8. Decision-making Tools
It includes techniques such as make-or-buy analysis, product mix decisions, capital budgeting, differential costing, and responsibility accounting.
Thus, the scope of management accounting extends to every area where information is needed for managerial decisions.
Functions of Management Accounting
Management accounting performs several important functions in an organization.
1. Planning
Management accounting helps management plan future activities by providing forecasts, budgets, estimates, and analytical reports. Planning becomes more effective when it is based on reliable financial and cost information.
2. Decision-making
One of the main functions of management accounting is to help management choose the best course of action among alternatives. For example, it helps in deciding whether to accept a special order, discontinue a product, replace a machine, or enter a new market.
3. Control
Management accounting helps in controlling business operations by comparing actual performance with planned performance. Variances are analyzed and corrective action is taken to improve efficiency.
4. Coordination
It provides a common information system that helps coordinate the activities of different departments such as production, sales, finance, and purchasing.
5. Performance Evaluation
Management accounting helps evaluate the performance of departments, managers, products, and projects by preparing reports and comparing results with targets.
6. Communication
It communicates financial and cost information to management through reports, charts, graphs, budgets, and statements.

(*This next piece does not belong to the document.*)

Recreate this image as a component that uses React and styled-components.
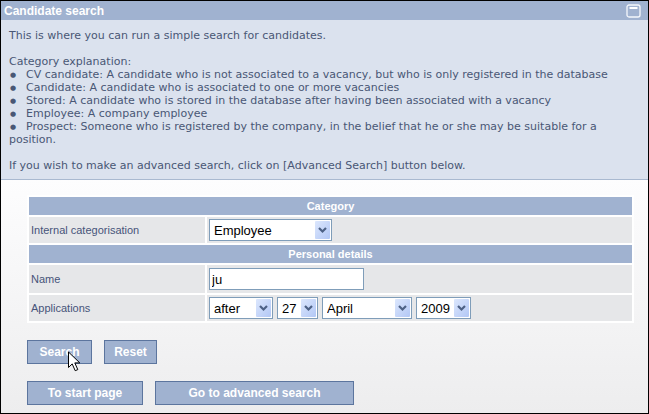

Tools and Techniques of Management Accounting
Management accounting uses a number of tools and techniques to provide information and analysis. Some of the important tools are:
- Financial statement analysis
- Ratio analysis
- Cash flow statement
- Fund flow statement
- Budgeting and budgetary control
- Standard costing
- Variance analysis
- Marginal costing
- Break-even analysis
- Cost-volume-profit analysis
- Responsibility accounting
- Capital budgeting
- Inventory control techniques
- Decision accounting
These tools help management understand the financial condition of the business and take effective decisions.
Relationship between Financial Accounting, Cost Accounting, and Management Accounting
Management accounting is closely related to both financial accounting and cost accounting, but it is different from them in purpose and scope.
Financial accounting is concerned with recording transactions and preparing financial statements for external users. It mainly deals with historical information and follows fixed accounting principles and formats.
Cost accounting is concerned with the classification, recording, allocation, and control of costs. It helps in determining the cost of products, processes, and operations.
Management accounting uses the information provided by both financial accounting and cost accounting and then analyzes, interprets, and presents it for internal management use. Thus, management accounting is broader in scope and more decision-oriented.
Difference between Management Accounting and Financial Accounting
Management accounting and financial accounting differ in several ways.
Management accounting is meant for internal users, especially managers, while financial accounting is meant for external users such as shareholders, creditors, and tax authorities.
Management accounting focuses on future planning and decision-making, whereas financial accounting mainly records and reports past transactions.
Management accounting is flexible and does not follow a fixed format, while financial accounting follows accounting standards and legal requirements.
Management accounting may include both financial and non-financial information, while financial accounting mainly deals with financial information expressed in monetary terms.
Difference between Management Accounting and Cost Accounting
Management accounting is broader than cost accounting. Cost accounting mainly focuses on cost determination and cost control, while management accounting uses cost information along with financial and statistical information for decision-making, planning, and performance evaluation.
Cost accounting may be considered a part of management accounting because the latter makes use of cost data to help management solve business problems.
Advantages of Management Accounting
Management accounting offers many advantages. It helps management take better decisions, plan future activities, control costs, improve efficiency, and evaluate performance. It supports profit planning, budgetary control, and optimal use of resources.
It also improves coordination among departments, helps in maintaining liquidity, and provides early warning signals of financial or operational problems. By supplying relevant and timely information, management accounting strengthens the quality of managerial decisions.
Limitations of Management Accounting
Despite its usefulness, management accounting also has certain limitations. It depends heavily on the accuracy of accounting data, estimates, and assumptions. If the underlying data is incorrect, the reports and decisions based on it may also be incorrect.
Many management accounting techniques involve forecasts and judgments, which may not always prove accurate. It is also not a substitute for managerial skill and experience; it only provides information and analysis. Final decisions must still be taken by management.
Another limitation is that preparing detailed reports and analyses can be costly and time-consuming, especially for small businesses. Management accounting also does not always consider qualitative factors such as employee morale, customer loyalty, and market reputation.
Practical Example of Management Accounting
Suppose a company manufactures two products, A and B. Management wants to know which product is more profitable and whether Product B should be discontinued. Financial accounting may only show the total profit of the company, but management accounting will go deeper. It will calculate the cost of each product, the contribution margin, the fixed cost allocation, sales trend, demand forecast, and the effect of discontinuing one product on overall profit.
After analyzing these factors, management accounting may reveal that although Product B shows low profit, it contributes significantly to covering fixed costs and helps in selling Product A as well. Therefore, discontinuing Product B may reduce total profit. This example shows how management accounting supports practical business decisions.
Conclusion
Management accounting is a vital branch of accounting that provides useful information to management for planning, controlling, decision-making, and performance evaluation. It goes beyond the traditional role of accounting by analyzing and interpreting financial and cost data in a way that helps managers run the business effectively.
In a modern business environment, where competition is intense and resources are limited, management accounting acts as a powerful tool for improving efficiency, reducing costs, maximizing profits, and achieving organizational goals. By using techniques such as budgeting, ratio analysis, cash flow analysis, marginal costing, and standard costing, management accounting helps management make rational and informed decisions.
A proper understanding of management accounting is therefore essential for commerce students, accountants, managers, and entrepreneurs who wish to understand how accounting information can be used not only to record the past but also to shape the future of a business.